11th February 2019   ·   0 Comments

Although his name may not be as well known as those of civil rights attorneys Thurgood Marshall and Alabama’s Fred Gray in some parts of the country, A.P. Tureaud was a towering figure and tireless warrior in the Civil Rights Movement. A testament to his legacy can be found in New Orleans’ Seventh Ward at the intersection of St. Bernard and A.P. Tureaud avenues.

Alexander Pierre Tureaud, Sr., known as A.P. Tureaud (February 26, 1899 – January 22, 1972), was the attorney for the New Orleans chapter of the NAACP during the historic Civil Rights Movement. With the assistance of Thurgood Marshall and Robert Carter from the NAACP Legal Defense and Educational Fund, A.P. Tureaud filed the lawsuit that successfully ended the system of Jim Crow segregation in New Orleans. That case paved the way for integrating the first two elementary schools in the Deep South.

A.P. Tureaud

A.P. Tureaud

Louis Berry, the civil rights attorney from Alexandria and the first African American admitted to the Louisiana bar since Tureaud himself, had hoped to join Tureaud’s law firm in the late 1940s, but Tureaud could not at the time afford to take on another attorney.

Jim Crow laws arose directly from a Supreme Court ruling which validated a “states’ rights” notion that Blacks and whites could be equally well served using separate but equal public facilities. With Plessy v. Ferguson (USSC 1896) the United States Supreme Court confirmed the right of state legislatures to enact discriminatory legislation. With this authority, civic organizations throughout the American South moved to restrict citizen access and limit citizens from exercising their civil rights based on the basis of their social and economic status, and on their personal history as descended from a former slave.
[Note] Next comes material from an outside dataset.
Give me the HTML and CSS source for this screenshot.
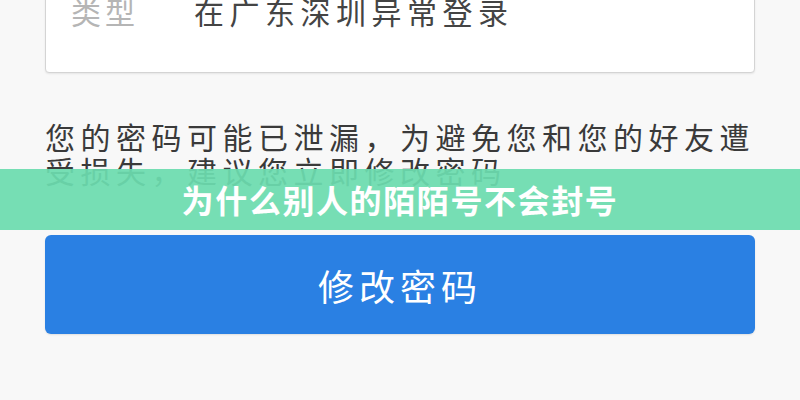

In 1954, the United States Supreme Court overturned Plessy and ruled in Brown v. The Board of Education that segregated schools were unconstitutional and must be desegregated “with all deliberate speed.” In the following years, A. P. Tureaud and the NAACP initiated the lawsuits which eventually forced the Orleans Parish School System to desegregate.

Tureaud also filed suit in 1953 against the Louisiana State University Board of Supervisors seeking desegregation on behalf of his minor son, A. P. Tureaud, Jr.

In 1956, Tureaud noted that U.S. President Dwight Eisenhower, the Republican nominee, improved considerably on his performance in African-American voting districts in Louisiana compared to 1952, when he lost the state of Louisiana. Tureaud viewed the shift – Eisenhower in victory statewide for instance jumped from seven percent in 1952 in Baton Rouge to 71 percent – as a Black protest against segregation laws passed by the Louisiana State Legislature. While some 161,000 blacks went to the polls in 1956, more than 31,000 were purged from the rolls over the next two years. Some 5,000 alone were excluded in Ouachita Parish in northeastern Louisiana.